* [Given material]
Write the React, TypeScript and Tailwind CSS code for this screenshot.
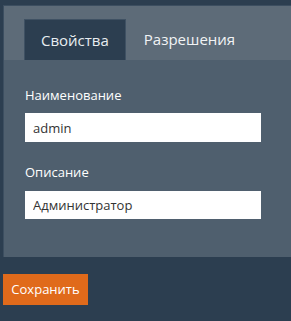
import React, { useState } from 'react';

const App: React.FC = () => {
  const [tab, setTab] = useState<'props' | 'perms'>('props');
  const [name, setName] = useState('admin');
  const [desc, setDesc] = useState('Администратор');

  const tabClass = (active: boolean): string =>
    active
      ? 'h-[41px] px-[16px] bg-[#2c3e50] border border-b-0 border-[#3f5163] text-[#e8edf1]'
      : 'h-[41px] px-[18px] text-[#f1f3f5]';

  return (
    <div
      className="min-h-[321px] w-[291px] bg-[#2c3e50] pt-[5px] overflow-hidden"
      style={{ fontFamily: '"Open Sans", "Noto Sans", sans-serif' }}
    >
      <div className="ml-[3px] border-l border-t border-[#3c4e60] bg-[#4f5f6e]">
        <div className="h-[54px] bg-[#5d6b78] flex items-end pl-[20px]">
          <button className={`${tabClass(tab === 'props')} text-[15px]`} onClick={() => setTab('props')}>
            Свойства
          </button>
          <button className={`${tabClass(tab === 'perms')} text-[15px]`} onClick={() => setTab('perms')}>
            Разрешения
          </button>
        </div>

        <div className="pt-[26px] pb-[38px] pl-[21px]">
          <label className="block text-[13px] text-white leading-[18px]">Наименование</label>
          <input
            value={name}
            onChange={(e) => setName(e.target.value)}
            className="mt-[9px] block w-[236px] h-[29px] bg-white px-[8px] text-[13px] text-[#333] outline-none"
          />
          <label className="block mt-[21px] text-[13px] text-white leading-[18px]">Описание</label>
          <input
            value={desc}
            onChange={(e) => setDesc(e.target.value)}
            className="mt-[10px] block w-[236px] h-[28px] bg-white px-[8px] text-[13px] text-[#333] outline-none"
          />
        </div>
      </div>

      <button className="mt-[17px] ml-[3px] h-[31px] w-[85px] bg-[#e06a1b] text-white text-[13px]">
        Сохранить
      </button>
    </div>
  );
};

export default App;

* [Instructions for the task] Give the count of lines in the data above that hold the string "React", with no additional words.

* [Answer to this problem] 3